続いて、最近改訂された中学校向けの学習指導要綱の基本的な考え方と特に社会科の改訂の要点についての解説があった。基本的な考え方としては、 知識の習得は大切だが、習得のみで終わるのではなく、生きる力を育てるための考え方を学ばせる重要性が強調された。経済に関する点では、公民分野で 現代社会をとらえる見方の基礎として「対立」と「合意」、「効率」と「公正」などを取り上げること。また社会の変化に対応した金融の仕組みや働きに 関して、例えば直接金融や間接金融といった概念をカバーすること。さらに市場の役割や財政の役割などについて生徒に考えさせることも重要であることが 指摘された。
シンポジウム1:「教科書について」
コーディネーター:山根栄次三重大学教授:
パネリスト(敬称略):猪瀬武則(弘前大学)、中沖栄(清水書院)、高橋勝也(都立桜修館中等教育学校)、伊藤健(八戸市立小中野中)
シンポジウム1では、中学校の「公民」および高校の「現代社会」、「政治経済」の教科書にどのような問題があるのか、また望ましい教科書は どのようなものかについて、教科書執筆者、編集者、授業で使う教員の立場から自由な討論がなされた。
特に印象深かった発言としては、(1)一番広く使われている教科書は一応何でも書いてあるもので、特色はないが、誰でも使える便利さがあること、 (2)他方、生徒に興味を持たせるようにストーリー性をもって書かれている教科書は、かえって使い勝手が悪く、また教師自体の役割を奪っている面も あること、(3)しかし、何でも書いてある教科書はつまらないので、生徒が興味を持つように授業をやろうとすると、教科書から離れてしまう傾向もある。 結論としては、どの教科書も一長一短あるので、それぞれの特徴をもっと分かりやすく普段から教師や学校にアピールすることが必要である。

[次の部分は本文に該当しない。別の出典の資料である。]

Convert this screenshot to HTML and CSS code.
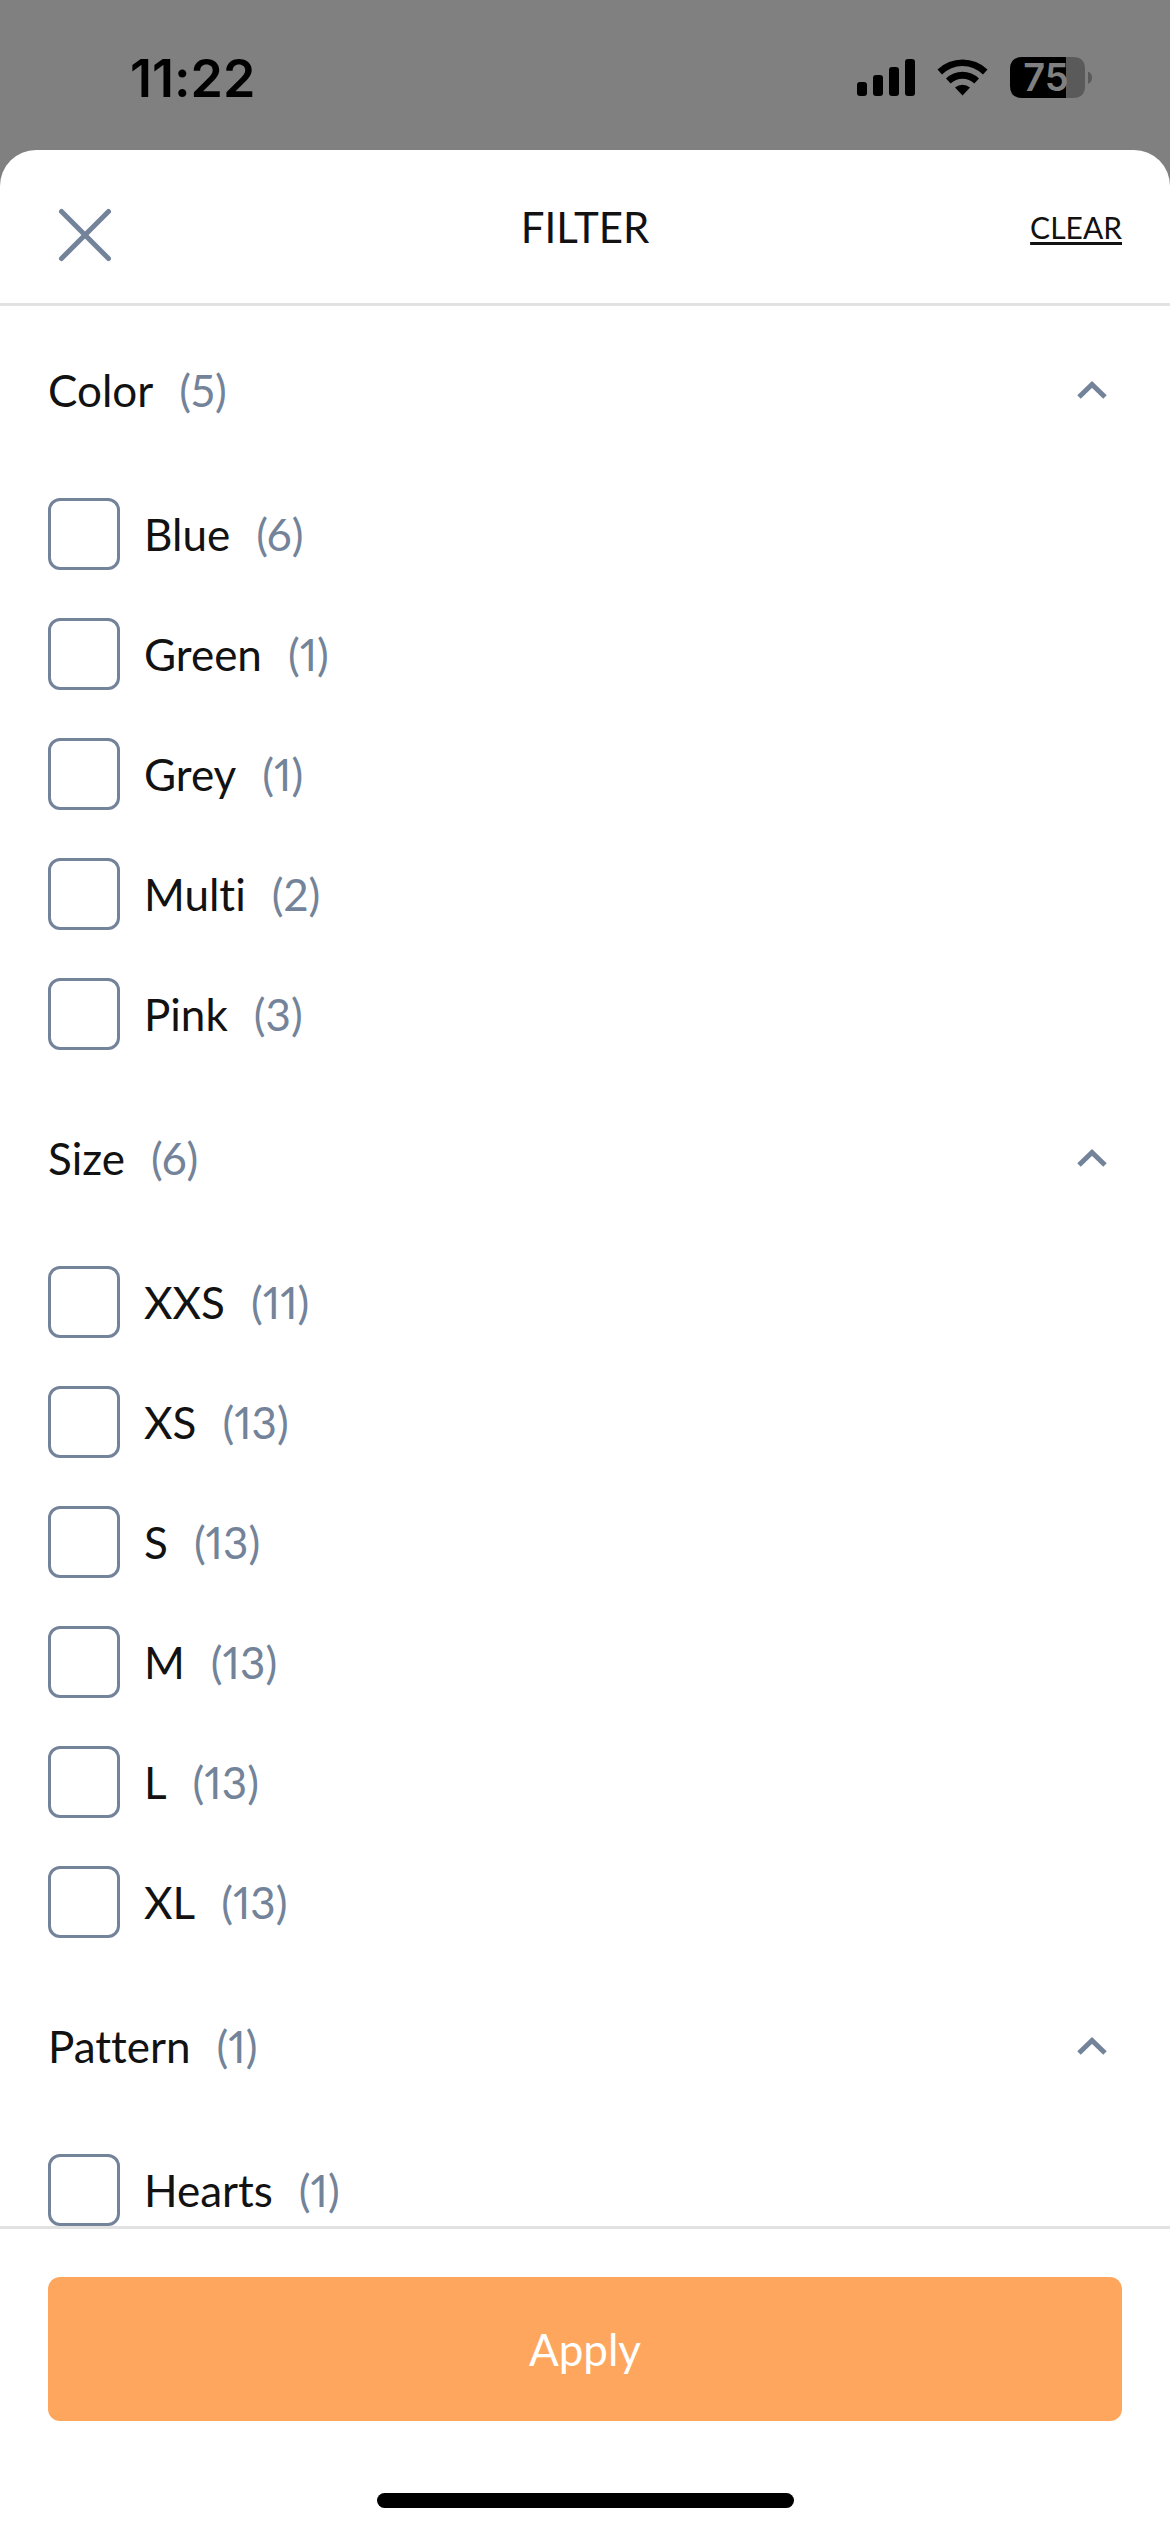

討論を通じて指摘された点は、教科書の執筆者、出版社、現場の教員の間の意思疎通が欠けていることであり、そのため、相互理解する討論の場が 必要である。その意味でも、このようなシンポジウムは非常に意義のある開催であると評価できる。
シンポジウム2:「学校における経済教育をどう支援するか」
コーディネーター:栗原久信州大学教授:
パネリスト(敬称略):中川壮一(消費者教育支援センター)、原田紀久子(アントレプレナーシップ開発センター) 、永安洋二郎(京都銀行)
シンポジウム2では、学校の経済教育を支援する団体のメンバーから、支援や活動の内容について、および運営上の問題点についての説明があった。 その上で今後の課題について討論がなされた。
このシンポに参加した三つの団体とも長年それぞれの分野で地道に学校教育や生徒を支援してきたが、特に比較的小規模の財団法人の活動については、 もっと教育支援のために人材や資源が必要であるが、今日の経済情勢ではそれが難しいことが問題であり、また銀行も含めた三団体に共通する課題としては、 支援の対象となる人たち、生徒たちと継続的な関係を保ち、お互いにプラスになるフィードバックを作って今後とも発展させていくことが重要という 指摘があった。また、それぞれの支援や活動から、副次的な効果や要望も現われてきた。たとえば、生徒には学習意欲の高まりや将来の進路選択の幅を 広げる効果。地域への関心を喚起させる効果。接客業の特徴を活かして、マナーについての講習の要望。等々が上げられた。
まとめの総括として、大竹文雄氏(大阪大学教授)が、これまでの議論の要点を踏まえて、日本の教科書の特徴的な問題点を指摘。特に、市場経済の 望ましい役割についてはあまり説明せずに、望ましくない問題ばかりに焦点を当てる傾向があること。さらに政府に対する信頼も薄く、問題点の指摘ばかりが 目立つことなど。いずれにしても教科書および参考書などの内容の見直しが必要で、それらが明らかになったという点だけでもこの大会は有意義であったと 結論付けた。
最後に猪瀬武則氏(弘前大学教授)による閉会挨拶があり、年次大会は閉幕となったが、参加者の間での議論はその後の懇親会で続けられた。